How long is the Section 8 wait? What the data actually shows

Last updated June 20, 2026

The honest answer is: it depends on where you apply, and in many places, the realistic wait isn't measured in months — it's measured in years. Nationally, HUD reports that the average time from application to move-in runs around 2 to 3 years, but that average hides a range that goes from less than a year at some agencies to 8 or 10 years at others. A few of the largest, most underfunded agencies have closed their lists entirely — meaning there's no wait at all, because they aren't accepting new applications.

Why wait times vary so much

Every Public Housing Agency (PHA) manages its own waiting list. The federal government funds the vouchers, but each agency controls how many applications it accepts, how it ranks them, and how quickly it works through the list. That means two agencies serving neighboring counties can have completely different wait times.

The main factors:

Voucher turnover. Most new vouchers don't come from Congress — they come from existing voucher holders who give up their assistance, move out of the area, or pass away. An agency in an area where people tend to stay put for a long time will have a slow-moving list. One with more turnover will move faster.

Congressional funding. HUD receives a fixed appropriation each year and allocates vouchers to PHAs based on formulas tied to their existing caseload. Agencies don't control this, and in tight budget years some have had to return vouchers they couldn't afford to fund.

How many applications are on the list. Some agencies got flooded with applications when their list briefly opened years ago and are still working through those names. Others have more manageable backlogs.

Preferences.
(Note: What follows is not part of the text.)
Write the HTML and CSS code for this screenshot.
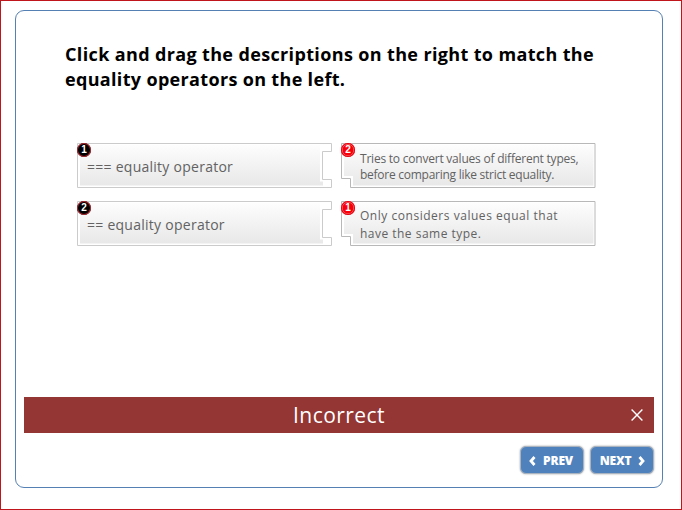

Most PHAs prioritize certain applicants — people experiencing homelessness, veterans, elderly or disabled households, local residents — and those preferences can dramatically change how fast different types of applicants move through the list. Someone with a preference might wait half as long as someone without one. See how waiting list preferences work for the full picture.

How to find real numbers for your area

The best source isn't a national average — it's the specific agency you're applying to. HUD collects data from agencies each year on how long their applicants actually waited before moving in. That figure, when reported, appears on the profile page for each housing authority on this site.

Keep in mind that "average months waiting" reflects people who already received vouchers — it doesn't capture applicants who are still on the list or who gave up and withdrew. And it doesn't tell you anything about whether the list is currently open.

The list has to be open first

This is the step most people don't realize comes before the wait. Many PHAs keep their waiting lists closed the majority of the time — sometimes for years at a stretch — because the number of people already on the list is so large that opening up would just add names that won't be reached for another decade.

When a list does open, it's often announced with little notice and closes again quickly, sometimes within days. Agencies announce openings on their websites and sometimes through local government or social service channels. If you're not watching, you can miss it entirely.

This is one of the strongest reasons to apply to multiple waiting lists — different agencies open and close on different schedules, and getting on any open list at all puts you ahead of waiting for one specific agency to open.

What this means practically

If you need housing help now, a Section 8 voucher is unlikely to solve your immediate situation — the timelines are too long. Looking at income-restricted rentals through the LIHTC program (which you can find on county and PHA pages on this site) may give you access to below-market housing while you wait. See Section 8 vs. Section 42 LIHTC housing for how those two programs compare.

If you're planning ahead, applying now — to every open list you can find — is the right move. The wait starts the day you get on the list, and no waiting list moves backward.